GIVEN DATA:
::::

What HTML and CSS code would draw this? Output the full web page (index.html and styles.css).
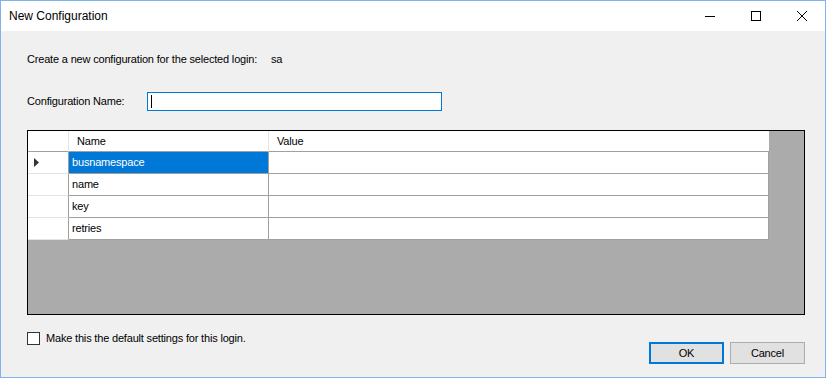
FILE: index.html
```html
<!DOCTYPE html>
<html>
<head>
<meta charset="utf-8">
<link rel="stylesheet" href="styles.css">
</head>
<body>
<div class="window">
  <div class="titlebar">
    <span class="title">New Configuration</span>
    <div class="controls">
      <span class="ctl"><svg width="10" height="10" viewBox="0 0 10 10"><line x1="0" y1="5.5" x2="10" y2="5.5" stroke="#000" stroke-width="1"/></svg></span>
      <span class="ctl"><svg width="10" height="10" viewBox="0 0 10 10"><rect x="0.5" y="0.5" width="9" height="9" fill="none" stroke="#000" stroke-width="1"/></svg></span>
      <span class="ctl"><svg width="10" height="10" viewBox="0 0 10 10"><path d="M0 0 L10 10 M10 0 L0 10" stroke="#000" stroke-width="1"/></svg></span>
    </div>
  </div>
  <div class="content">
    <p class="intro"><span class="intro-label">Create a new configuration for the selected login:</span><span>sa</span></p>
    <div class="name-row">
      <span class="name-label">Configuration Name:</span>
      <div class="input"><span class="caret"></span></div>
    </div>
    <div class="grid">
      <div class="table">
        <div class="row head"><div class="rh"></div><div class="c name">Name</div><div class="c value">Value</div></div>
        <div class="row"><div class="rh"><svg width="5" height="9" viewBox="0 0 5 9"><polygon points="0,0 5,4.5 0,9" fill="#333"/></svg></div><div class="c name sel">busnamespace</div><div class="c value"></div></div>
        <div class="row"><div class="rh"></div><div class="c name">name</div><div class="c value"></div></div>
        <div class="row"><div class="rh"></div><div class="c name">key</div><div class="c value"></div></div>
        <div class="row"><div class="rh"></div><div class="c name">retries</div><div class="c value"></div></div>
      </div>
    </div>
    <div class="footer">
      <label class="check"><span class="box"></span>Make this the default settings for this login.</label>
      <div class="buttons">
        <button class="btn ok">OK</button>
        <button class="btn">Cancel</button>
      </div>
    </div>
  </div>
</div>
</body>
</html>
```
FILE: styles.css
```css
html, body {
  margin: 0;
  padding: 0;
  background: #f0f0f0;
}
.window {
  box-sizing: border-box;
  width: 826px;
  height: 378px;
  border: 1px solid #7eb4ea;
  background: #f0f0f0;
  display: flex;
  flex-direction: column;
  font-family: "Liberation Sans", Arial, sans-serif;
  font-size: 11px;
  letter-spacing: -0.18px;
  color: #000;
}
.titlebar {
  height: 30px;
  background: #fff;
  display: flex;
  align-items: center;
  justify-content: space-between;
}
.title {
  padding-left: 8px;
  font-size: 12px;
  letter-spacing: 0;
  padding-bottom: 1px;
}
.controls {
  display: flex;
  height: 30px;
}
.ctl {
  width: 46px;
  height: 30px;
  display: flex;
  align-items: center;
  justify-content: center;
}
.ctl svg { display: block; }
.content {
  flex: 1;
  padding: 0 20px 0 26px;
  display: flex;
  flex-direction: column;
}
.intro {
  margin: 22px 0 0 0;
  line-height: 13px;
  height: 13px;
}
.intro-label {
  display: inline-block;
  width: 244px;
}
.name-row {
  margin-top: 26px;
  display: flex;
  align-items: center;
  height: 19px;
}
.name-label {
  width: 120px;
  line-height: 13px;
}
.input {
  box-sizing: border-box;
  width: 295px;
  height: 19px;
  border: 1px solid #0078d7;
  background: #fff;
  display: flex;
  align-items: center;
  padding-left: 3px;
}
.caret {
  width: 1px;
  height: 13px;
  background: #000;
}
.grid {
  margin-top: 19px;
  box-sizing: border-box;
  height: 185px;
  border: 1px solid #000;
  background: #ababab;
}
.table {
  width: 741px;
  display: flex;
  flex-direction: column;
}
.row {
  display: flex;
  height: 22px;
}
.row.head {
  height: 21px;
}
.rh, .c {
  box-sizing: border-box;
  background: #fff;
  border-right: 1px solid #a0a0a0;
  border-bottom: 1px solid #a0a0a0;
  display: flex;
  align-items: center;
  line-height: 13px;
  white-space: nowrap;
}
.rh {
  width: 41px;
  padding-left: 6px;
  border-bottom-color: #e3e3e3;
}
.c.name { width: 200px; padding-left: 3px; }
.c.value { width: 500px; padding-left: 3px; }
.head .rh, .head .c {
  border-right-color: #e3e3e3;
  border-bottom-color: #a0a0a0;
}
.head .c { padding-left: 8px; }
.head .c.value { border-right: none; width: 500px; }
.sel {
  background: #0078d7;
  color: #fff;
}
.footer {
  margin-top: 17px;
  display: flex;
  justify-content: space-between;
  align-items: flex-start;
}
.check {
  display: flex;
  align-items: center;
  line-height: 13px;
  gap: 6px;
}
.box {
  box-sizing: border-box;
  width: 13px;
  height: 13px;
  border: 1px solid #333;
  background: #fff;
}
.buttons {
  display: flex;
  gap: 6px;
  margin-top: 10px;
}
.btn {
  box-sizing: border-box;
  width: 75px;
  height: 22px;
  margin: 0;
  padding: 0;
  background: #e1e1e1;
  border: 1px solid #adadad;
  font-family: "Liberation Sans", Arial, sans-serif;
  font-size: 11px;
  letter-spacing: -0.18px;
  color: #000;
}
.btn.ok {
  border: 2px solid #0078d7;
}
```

::::

OBJECTIVE: Your task is to repeat the data above exactly while excluding the pictures.

CORRECT OUTPUT:
What HTML and CSS code would draw this? Output the full web page (index.html and styles.css).
FILE: index.html
```html
<!DOCTYPE html>
<html>
<head>
<meta charset="utf-8">
<link rel="stylesheet" href="styles.css">
</head>
<body>
<div class="window">
  <div class="titlebar">
    <span class="title">New Configuration</span>
    <div class="controls">
      <span class="ctl"><svg width="10" height="10" viewBox="0 0 10 10"><line x1="0" y1="5.5" x2="10" y2="5.5" stroke="#000" stroke-width="1"/></svg></span>
      <span class="ctl"><svg width="10" height="10" viewBox="0 0 10 10"><rect x="0.5" y="0.5" width="9" height="9" fill="none" stroke="#000" stroke-width="1"/></svg></span>
      <span class="ctl"><svg width="10" height="10" viewBox="0 0 10 10"><path d="M0 0 L10 10 M10 0 L0 10" stroke="#000" stroke-width="1"/></svg></span>
    </div>
  </div>
  <div class="content">
    <p class="intro"><span class="intro-label">Create a new configuration for the selected login:</span><span>sa</span></p>
    <div class="name-row">
      <span class="name-label">Configuration Name:</span>
      <div class="input"><span class="caret"></span></div>
    </div>
    <div class="grid">
      <div class="table">
        <div class="row head"><div class="rh"></div><div class="c name">Name</div><div class="c value">Value</div></div>
        <div class="row"><div class="rh"><svg width="5" height="9" viewBox="0 0 5 9"><polygon points="0,0 5,4.5 0,9" fill="#333"/></svg></div><div class="c name sel">busnamespace</div><div class="c value"></div></div>
        <div class="row"><div class="rh"></div><div class="c name">name</div><div class="c value"></div></div>
        <div class="row"><div class="rh"></div><div class="c name">key</div><div class="c value"></div></div>
        <div class="row"><div class="rh"></div><div class="c name">retries</div><div class="c value"></div></div>
      </div>
    </div>
    <div class="footer">
      <label class="check"><span class="box"></span>Make this the default settings for this login.</label>
      <div class="buttons">
        <button class="btn ok">OK</button>
        <button class="btn">Cancel</button>
      </div>
    </div>
  </div>
</div>
</body>
</html>
```
FILE: styles.css
```css
html, body {
  margin: 0;
  padding: 0;
  background: #f0f0f0;
}
.window {
  box-sizing: border-box;
  width: 826px;
  height: 378px;
  border: 1px solid #7eb4ea;
  background: #f0f0f0;
  display: flex;
  flex-direction: column;
  font-family: "Liberation Sans", Arial, sans-serif;
  font-size: 11px;
  letter-spacing: -0.18px;
  color: #000;
}
.titlebar {
  height: 30px;
  background: #fff;
  display: flex;
  align-items: center;
  justify-content: space-between;
}
.title {
  padding-left: 8px;
  font-size: 12px;
  letter-spacing: 0;
  padding-bottom: 1px;
}
.controls {
  display: flex;
  height: 30px;
}
.ctl {
  width: 46px;
  height: 30px;
  display: flex;
  align-items: center;
  justify-content: center;
}
.ctl svg { display: block; }
.content {
  flex: 1;
  padding: 0 20px 0 26px;
  display: flex;
  flex-direction: column;
}
.intro {
  margin: 22px 0 0 0;
  line-height: 13px;
  height: 13px;
}
.intro-label {
  display: inline-block;
  width: 244px;
}
.name-row {
  margin-top: 26px;
  display: flex;
  align-items: center;
  height: 19px;
}
.name-label {
  width: 120px;
  line-height: 13px;
}
.input {
  box-sizing: border-box;
  width: 295px;
  height: 19px;
  border: 1px solid #0078d7;
  background: #fff;
  display: flex;
  align-items: center;
  padding-left: 3px;
}
.caret {
  width: 1px;
  height: 13px;
  background: #000;
}
.grid {
  margin-top: 19px;
  box-sizing: border-box;
  height: 185px;
  border: 1px solid #000;
  background: #ababab;
}
.table {
  width: 741px;
  display: flex;
  flex-direction: column;
}
.row {
  display: flex;
  height: 22px;
}
.row.head {
  height: 21px;
}
.rh, .c {
  box-sizing: border-box;
  background: #fff;
  border-right: 1px solid #a0a0a0;
  border-bottom: 1px solid #a0a0a0;
  display: flex;
  align-items: center;
  line-height: 13px;
  white-space: nowrap;
}
.rh {
  width: 41px;
  padding-left: 6px;
  border-bottom-color: #e3e3e3;
}
.c.name { width: 200px; padding-left: 3px; }
.c.value { width: 500px; padding-left: 3px; }
.head .rh, .head .c {
  border-right-color: #e3e3e3;
  border-bottom-color: #a0a0a0;
}
.head .c { padding-left: 8px; }
.head .c.value { border-right: none; width: 500px; }
.sel {
  background: #0078d7;
  color: #fff;
}
.footer {
  margin-top: 17px;
  display: flex;
  justify-content: space-between;
  align-items: flex-start;
}
.check {
  display: flex;
  align-items: center;
  line-height: 13px;
  gap: 6px;
}
.box {
  box-sizing: border-box;
  width: 13px;
  height: 13px;
  border: 1px solid #333;
  background: #fff;
}
.buttons {
  display: flex;
  gap: 6px;
  margin-top: 10px;
}
.btn {
  box-sizing: border-box;
  width: 75px;
  height: 22px;
  margin: 0;
  padding: 0;
  background: #e1e1e1;
  border: 1px solid #adadad;
  font-family: "Liberation Sans", Arial, sans-serif;
  font-size: 11px;
  letter-spacing: -0.18px;
  color: #000;
}
.btn.ok {
  border: 2px solid #0078d7;
}
```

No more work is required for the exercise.